The covenant terminology used in Hosea reminds us of Jeremiah. Some 100-150 years after Hosea, Jeremiah would also speak of a New Covenant (Jer. 31:31-34), a covenant that God would make with both Judah and Israel. The descriptions of this covenant in Hosea, the spiritual ramifications, the regathering of Israel to the land, its reunion with Judah, and the reference to the Messiah (3:5) all indicate that the restoration Hosea describes is Israel's future Millennial Restoration."

Personal Takeaways

This book speaks to our heart in two distinct ways.

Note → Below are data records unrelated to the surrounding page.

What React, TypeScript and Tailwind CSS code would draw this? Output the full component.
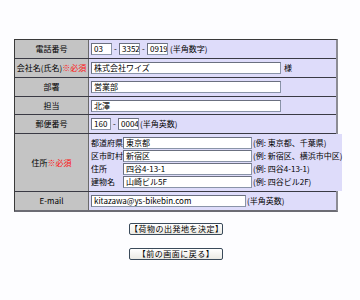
const font = { fontFamily: '"Noto Sans CJK JP", "MS PGothic", sans-serif' };

type Row = { label: React.ReactNode; h: string; body: React.ReactNode };

function Box({ w, value }: { w: string; value?: string }) {
  return (
    <div
      className={`${w} h-[12px] bg-white border border-[#8a94a8] border-t-[#6b7080] border-l-[#6b7080] px-[2px] text-[8px] leading-[10px] whitespace-nowrap overflow-hidden`}
    >
      {value}
    </div>
  );
}

function Dash() {
  return <span className="w-[7px] text-center text-[8px]">-</span>;
}

function Required() {
  return <span className="text-[#ff1010]">※必須</span>;
}

const address = [
  { name: '都道府県', value: '東京都', hint: '(例: 東京都、千葉県)' },
  { name: '区市町村', value: '新宿区', hint: '(例: 新宿区、横浜市中区)' },
  { name: '住所', value: '四谷4-13-1', hint: '(例: 四谷4-13-1)' },
  { name: '建物名', value: '山崎ビル5F', hint: '(例: 四谷ビル2F)' },
];

const rows: Row[] = [
  {
    label: '電話番号',
    h: 'h-[18px]',
    body: (
      <div className="flex items-center">
        <Box w="w-[21px]" value="03" />
        <Dash />
        <Box w="w-[21px]" value="3352" />
        <Dash />
        <Box w="w-[21px]" value="0919" />
        <span className="ml-[2px]">(半角数字)</span>
      </div>
    ),
  },
  {
    label: (
      <>
        会社名(氏名)<Required />
      </>
    ),
    h: 'h-[19px]',
    body: (
      <div className="flex items-center">
        <Box w="w-[190px]" value="株式会社ワイズ" />
        <span className="ml-[3px]">様</span>
      </div>
    ),
  },
  { label: '部署', h: 'h-[19px]', body: <Box w="w-[190px]" value="営業部" /> },
  { label: '担当', h: 'h-[18px]', body: <Box w="w-[190px]" value="北澤" /> },
  {
    label: '郵便番号',
    h: 'h-[19px]',
    body: (
      <div className="flex items-center">
        <Box w="w-[20px]" value="160" />
        <Dash />
        <Box w="w-[21px]" value="0004" />
        <span className="ml-[1px]">(半角英数)</span>
      </div>
    ),
  },
  {
    label: (
      <>
        住所<Required />
      </>
    ),
    h: 'h-[58px]',
    body: (
      <div className="flex flex-col gap-[1px]">
        {address.map((a) => (
          <div key={a.name} className="flex items-center h-[12px]">
            <span className="w-[32px] whitespace-nowrap">{a.name}</span>
            <Box w="w-[129px]" value={a.value} />
            <span className="ml-[1px] whitespace-nowrap">{a.hint}</span>
          </div>
        ))}
      </div>
    ),
  },
  {
    label: 'E-mail',
    h: 'h-[19px]',
    body: (
      <div className="flex items-center">
        <Box w="w-[155px]" value="kitazawa@ys-bikebin.com" />
        <span className="ml-[1px]">(半角英数)</span>
      </div>
    ),
  },
];

function Btn({ children }: { children: React.ReactNode }) {
  return (
    <button className="w-[94px] h-[12px] rounded-[2px] border border-[#3a4a5a] bg-gradient-to-b from-white to-[#ebeae4] text-[8px] leading-[10px] text-black tracking-[0.5px]">
      {children}
    </button>
  );
}

export default function App() {
  return (
    <div className="w-[360px] h-[300px] bg-[#fdfdff] pt-[39px] pl-[14px] text-[8px] text-black" style={font}>
      <div className="w-[324px] border-t border-l border-[#3a3a3a] border-r-2 border-r-[#8c8c94] border-b-2 border-b-[#6c6c74]">
        {rows.map((r, i) => (
          <div key={i} className={`flex ${r.h} ${i > 0 ? 'border-t border-[#3a3a44]' : ''}`}>
            <div className="w-[74px] shrink-0 bg-[#c4c4c4] border-r border-[#6a6a6a] flex items-center justify-center whitespace-nowrap">
              {r.label}
            </div>
            <div className="flex-1 bg-[#dedcfa] pl-[2px] flex items-center">{r.body}</div>
          </div>
        ))}
      </div>
      <div className="w-[324px] flex flex-col items-center gap-[13px] mt-[11px]">
        <Btn>【荷物の出発地を決定】</Btn>
        <Btn>【前の画面に戻る】</Btn>
      </div>
    </div>
  );
}
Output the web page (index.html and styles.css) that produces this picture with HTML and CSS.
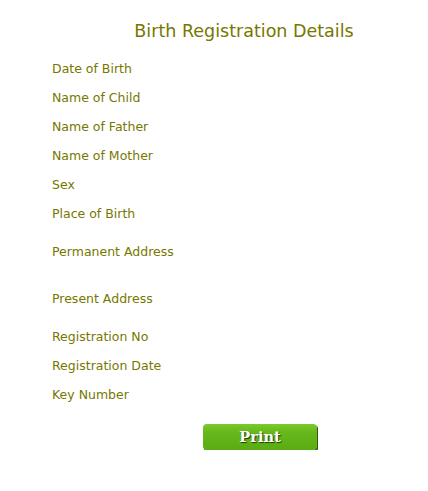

  • First, it encourages us ask whether we responding to God’s love towards us through Christ in devoted faith and love as he desires, or whether we are spurning his love and satisfaction and security from other places (see Jam 4:4).
  • Second, this book encourages us to love those who are difficult to love, who do not love us back in return. As we follow Christ, do we love the people God has placed into our lives as Hosea loved Gomer? Do we show the same unconditional love towards one another as Yahweh shows towards us (see 1 Cor 13:4-7; 2 Cor 12:15)?